As a federal republic with 26 states and the federal district, Brazil has a judicial system largely inherited from its Portuguese colonial rulers, then shaped by a Mussolini-inspired corporatist wave in the 1930s. There are five separate branches of justice – federal, state, military, labour and electoral – with a total of 91 courts, including the Supreme Court that handles constitutional issues. Until Congress saw fit to create the CNJ these were all self-policing, each with their own independent inspectorates to investigate – or not – allegations of corruption or other malfeasance within their ranks. These regional inspectorates still exist; the dispute concerns the circumstances under which the national inspectorate can step in. Calmon and most of her CNJ colleagues say they have a constitutional mandate to intervene whenever they see the need; many lower-level judges argue that local processes must first run their full course. And there’s the rub.

 

Too long a shelf life

Calmon complained that her inspection visits to state courts have thrown up numerous problems, in particular with cases involving senior judges. She described ‘judges not doing their duty; (disciplinary) case files at a standstill, sitting on shelves or in cupboards because nobody wants to move things forward. We have found many bad situations that the (local) inspectorates are incapable of handling, often because of misplaced staff loyalties or because the senior judges don’t back up the inspectorate.’
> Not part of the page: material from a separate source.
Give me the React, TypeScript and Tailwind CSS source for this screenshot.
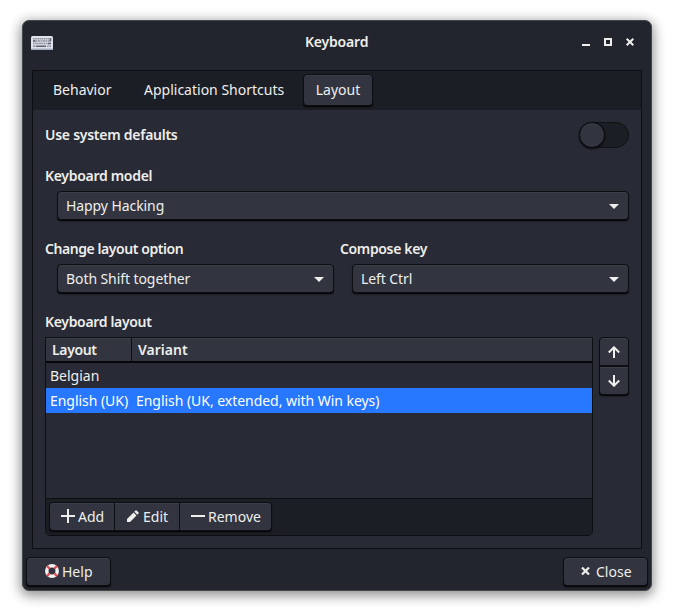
import type { ReactNode } from "react";

const raised =
  "border border-[#0d0e12] bg-[#323540] shadow-[inset_0_1px_0_#3c3f49,0_1px_0_#050608,0_2px_2px_rgba(0,0,0,0.25)]";

function Label({ children, className = "tracking-[-0.26px]" }: { children: ReactNode; className?: string }) {
  return <div className={`whitespace-nowrap font-semibold ${className}`}>{children}</div>;
}

function Combo({ children, className = "" }: { children: ReactNode; className?: string }) {
  return (
    <button className={`flex h-[29px] items-center justify-between rounded-[4px] pr-[9px] pl-2 tracking-[-0.08px] whitespace-nowrap ${raised} ${className}`}>
      {children}
      <svg className="mt-px" width="10" height="5" viewBox="0 0 10 5" fill="#eeeeec">
        <path d="M0 0h10L5 5z" />
      </svg>
    </button>
  );
}

function KeyboardIcon() {
  return (
    <svg className="mt-px" width="22" height="14" viewBox="0 0 22 14">
      <rect width="22" height="14" rx="1.5" fill="#dfe3ed" />
      <rect y="12.5" width="22" height="1.5" rx=".7" fill="#a3adbf" />
      <g fill="none" stroke="#8b909c" strokeWidth="1.5">
        <path d="M2 2.8h18" strokeDasharray="1.6 .5" />
        <path d="M2 5h18" strokeDasharray="2 .5" />
        <path d="M2 7.6h18" strokeDasharray="1.6 .5" />
        <path d="M2 10.2h2.5M16 10.2h1.6M18.2 10.2H20" />
        <path d="M5 10.2h10M19.5 2v3.2M2 5h2.5M17 7.6h3" stroke="#5f6470" />
      </g>
    </svg>
  );
}

function LifeRing() {
  return (
    <svg className="-mt-0.5" width="14" height="14" viewBox="0 0 14 14" fill="none">
      <circle cx="7" cy="7" r="5.2" stroke="#f1f1ef" strokeWidth="3.5" />
      <g stroke="#e5484d" strokeWidth="2.2">
        <path d="M2 2l2.6 2.6M12 2L9.4 4.6M2 12l2.6-2.6M12 12L9.4 9.4" />
      </g>
    </svg>
  );
}

export default function App() {
  return (
    <div className="h-[615px] w-[674px] overflow-hidden bg-white pt-5 pl-[22px] font-['Noto_Sans','Open_Sans',sans-serif] text-[14px] leading-5 text-[#eeeeec]">
      <div className="flex h-[571px] w-[630px] flex-col rounded-[7px] border border-[#45484b] bg-[#23252e] shadow-[0_3px_12px_2px_rgba(0,0,0,0.42)]">
        <header className="flex h-[49px] shrink-0 items-start pt-[14px] pl-2">
          <KeyboardIcon />
          <Label className="-mt-[3px] ml-[252px] w-[63px] tracking-[-0.2px]">Keyboard</Label>
          <svg className="ml-[213px]" width="54" height="14" viewBox="0 0 54 14" fill="none" stroke="#eeeeec" strokeWidth="2">
            <path d="M1 10h8" />
            <path d="M24 4h6v6h-6z" />
            <path d="M45.7 3.7l6.6 6.6m0-6.6l-6.6 6.6" />
          </svg>
        </header>

        <main className="ml-[9px] flex h-[479px] w-[610px] shrink-0 flex-col border border-[#0d0e12] bg-[#282a35]">
          <nav className="flex h-[39px] shrink-0 items-start bg-[#1c1e25] pt-[3px]">
            <div className="flex h-8 w-[99px] items-center pl-5">Behavior</div>
            <div className="flex h-8 w-[171px] items-center pl-3 whitespace-nowrap">Application Shortcuts</div>
            <div className={`flex h-8 w-[70px] items-center justify-center rounded-[4px] ${raised}`}>Layout</div>
          </nav>

          <section className="flex flex-col px-3 pt-3">
            <div className="flex h-[26px] items-center justify-between">
              <Label>Use system defaults</Label>
              <div className="h-[26px] w-[50px] rounded-full border border-[#101115] bg-[#1c1e25]">
                <div className="-mt-px -ml-px size-[26px] rounded-full border border-[#0a0b0e] bg-[#323540] shadow-[inset_0_1px_0_#3c3f49,0_1px_2px_#08090b]" />
              </div>
            </div>

            <Label className="mt-[18px] h-[25px] tracking-[-0.3px]">Keyboard model</Label>
            <Combo className="ml-3">Happy Hacking</Combo>

            <div className="mt-[19px] flex gap-[6px]">
              <div className="flex w-[289px] flex-col">
                <Label className="h-[25px] tracking-[-0.43px]">Change layout option</Label>
                <Combo className="ml-3">Both Shift together</Combo>
              </div>
              <div className="flex w-[289px] flex-col">
                <Label className="h-[25px] tracking-[-0.36px]">Compose key</Label>
                <Combo className="ml-3">Left Ctrl</Combo>
              </div>
            </div>

            <Label className="mt-[19px] h-[25px] tracking-[-0.33px]">Keyboard layout</Label>
            <div className="flex gap-[6px]">
              <div className="flex h-[199px] w-[548px] flex-col rounded-b-[5px] border border-[#0d0e12]">
                <div className="flex h-[25px] shrink-0 border-b-2 border-[#050608] bg-[#323540] shadow-[inset_0_1px_0_#3c3f49]">
                  <Label className="w-[86px] border-r border-[#0d0e12] pt-0.5 pl-[6px] tracking-[-0.35px]">Layout</Label>
                  <Label className="pt-0.5 pl-[6px]">Variant</Label>
                </div>
                <div className="flex h-[25px] shrink-0 items-center pl-1">Belgian</div>
                <div className="flex h-[25px] shrink-0 items-center bg-[#2777ff] pl-1 tracking-[-0.04px] whitespace-nowrap text-white">
                  <span className="w-[86px]">English (UK)</span>
                  <span>English (UK, extended, with Win keys)</span>
                </div>
                <div className="grow" />
                <div className="h-[37px] shrink-0 rounded-b-[4px] border-t border-[#0d0e12] bg-[#1c1e25] pt-[3px] pl-[3px]">
                  <div className={`flex h-[29px] w-[223px] rounded-[4px] ${raised}`}>
                    <div className="flex w-[65px] items-center border-r border-[#0d0e12] pl-[11px]">
                      <svg className="-mt-px mr-[3px]" width="14" height="14" viewBox="0 0 14 14" stroke="#eeeeec" strokeWidth="2">
                        <path d="M0 7h14M7 0v14" />
                      </svg>
                      Add
                    </div>
                    <div className="flex w-[65px] items-center border-r border-[#0d0e12] pl-3">
                      <svg className="-mt-px mr-1" width="12" height="12" viewBox="0 0 12 12" fill="#eeeeec">
                        <path d="M0 12V9l6.5-6.5 3 3L3 12zM7.3 1.7L8.6.4Q9 0 9.5.4l2.1 2.1q.4.5 0 .9L10.3 4.7z" />
                      </svg>
                      Edit
                    </div>
                    <div className="flex grow items-center pl-[11px]">
                      <span className="-mt-px mr-[3px] h-[2px] w-[14px] bg-[#eeeeec]" />
                      Remove
                    </div>
                  </div>
                </div>
              </div>
              <div className={`flex h-[58px] w-[30px] flex-col rounded-[4px] ${raised}`}>
                <div className="flex h-[29px] items-center justify-center border-b-2 border-[#0d0e12]">
                  <svg width="12" height="12" viewBox="0 0 12 12" fill="none" stroke="#eeeeec" strokeWidth="2">
                    <path d="M6 12V1M.8 6.5L6 1.3l5.2 5.2" />
                  </svg>
                </div>
                <div className="flex grow items-center justify-center shadow-[inset_0_1px_0_#3c3f49]">
                  <svg width="12" height="12" viewBox="0 0 12 12" fill="none" stroke="#eeeeec" strokeWidth="2">
                    <path d="M6 0v11M.8 5.5L6 10.7l5.2-5.2" />
                  </svg>
                </div>
              </div>
            </div>
          </section>
        </main>

        <footer className="mt-2 flex justify-between pr-[3px] pl-[3px]">
          <button className={`flex h-[29px] w-[85px] items-center rounded-[4px] pl-[18px] ${raised}`}>
            <LifeRing />
            <span className="ml-[3px]">Help</span>
          </button>
          <button className={`flex h-[29px] w-[85px] items-center rounded-[4px] pl-[17px] ${raised}`}>
            <svg className="-mt-px" width="9" height="8" viewBox="0 0 9 8" stroke="#eeeeec" strokeWidth="2.2">
              <path d="M1 .5l7 7m0-7l-7 7" />
            </svg>
            <span className="ml-[6px]">Close</span>
          </button>
        </footer>
      </div>
    </div>
  );
}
Not all regional courts were equally bad, she said; São Paulo for example had a better investigative record but still suffered from a protective esprit de corps. Calmon also called for tougher penalties. Currently, the maximum is compulsory retirement, with pension, even for judges found guilty of selling verdicts, or diverting public funds to the local Masonic Lodge, to mention but a couple of recent cases.

The Brazilian Judges’ Association (AMB) pooh-poohs all this. Association president Nelson Calandra said that isolated cases of errant judges are dealt with adequately by the local inspectorates: ‘We have been doing this for a long time, and that’s why we have a First World judiciary.’

The AMB has fought the CNJ tooth and nail since it was created, lodging multiple allegations of unconstitutionality with the Supreme Court. ‘Once more, the national inspectorate casts doubt on the behaviour of Brazilian judges and usurps the competence of organs that are charged by the Constitution to investigate felonies,’ Calandra said recently, after the CNJ revealed it was investigating 62 judges facing accusations of misconduct.

 


 

  ‘Calmon has incurred the wrath of many judges for her energetic, pro-active stance. With just a two year term as inspector-general, she quickly sought help from federal police, the federal income tax service and the Finance Ministry's money laundering unit.’

 



Perhaps even more than with her words, Calmon has incurred the wrath of many judges for her energetic, pro-active stance. With just a two-year term as inspector-general, she quickly sought help from federal police, the federal income tax service and the Finance Ministry’s money laundering unit. These supply confidential information that is cross-referenced with the judges under investigation, their families and other persons who may have been used as fronts. Even though these investigations are secret, they have sparked heated arguments about the extent of the inspectorate’s powers. The question will inevitably be decided by the Supreme Court, which shortly after Calmon’s ‘bandits’ statement postponed hearing an AMB unconstitutionality motion, apparently hoping the dust might settle.

 

Paying to play?

The Brazilian Bar Association (OAB) is fully behind Calmon, and she received a lengthy standing ovation at the association’s 2011 National Conference. The OAB was a leading advocate for creating external control of the regional inspectorates, and OAB President Ophir Cavalcante said that if the Supreme Court rules against the CNJ or its key attributions this would represent ‘a serious setback, because the CNJ has opened up the judiciary and given it transparency... This unconstitutionality motion aims to make it a black box again.’

Cavalcante rejected suggestions that allegedly errant judges were adequately investigated before the CNJ was created: ‘Whenever they (regional inspectorates) received accusations against members of the judiciary, they simply shelved them, without investigating.’

Brazil’s 16,000 judges are unlikely to get much public support. They are often seen as over-privileged, earning up to US$15,000 a month with two months’ annual vacation and retiring on full pay. Major newspapers frequently criticise them for not always maintaining adequate distance from companies that could become plaintiffs or defendants in big-money cases. In November the National Association of Labour Court Judges sought over US$100,000 of sponsorship from major public and private companies for a weekend sports tourney for 320 judges and their families at a swanky beach resort in the Northeast, while federal judges tried to negotiate a similar event at a mountain sports centre run by the Brazilian Soccer Confederation (CBF) near Rio. The problem, Calmon pointed out, is that CBF President Ricardo Teixeira faces a federal investigation for illegal enrichment and money laundering.

Ricardo Barretto, a founder-partner of the 50-lawyer BKBG practice in São Paulo, noted that democracy requires both the rule of law and due process, which in turn require transparency. ‘The debate now started can help authorities make clear to society their determination to preserve these principles.’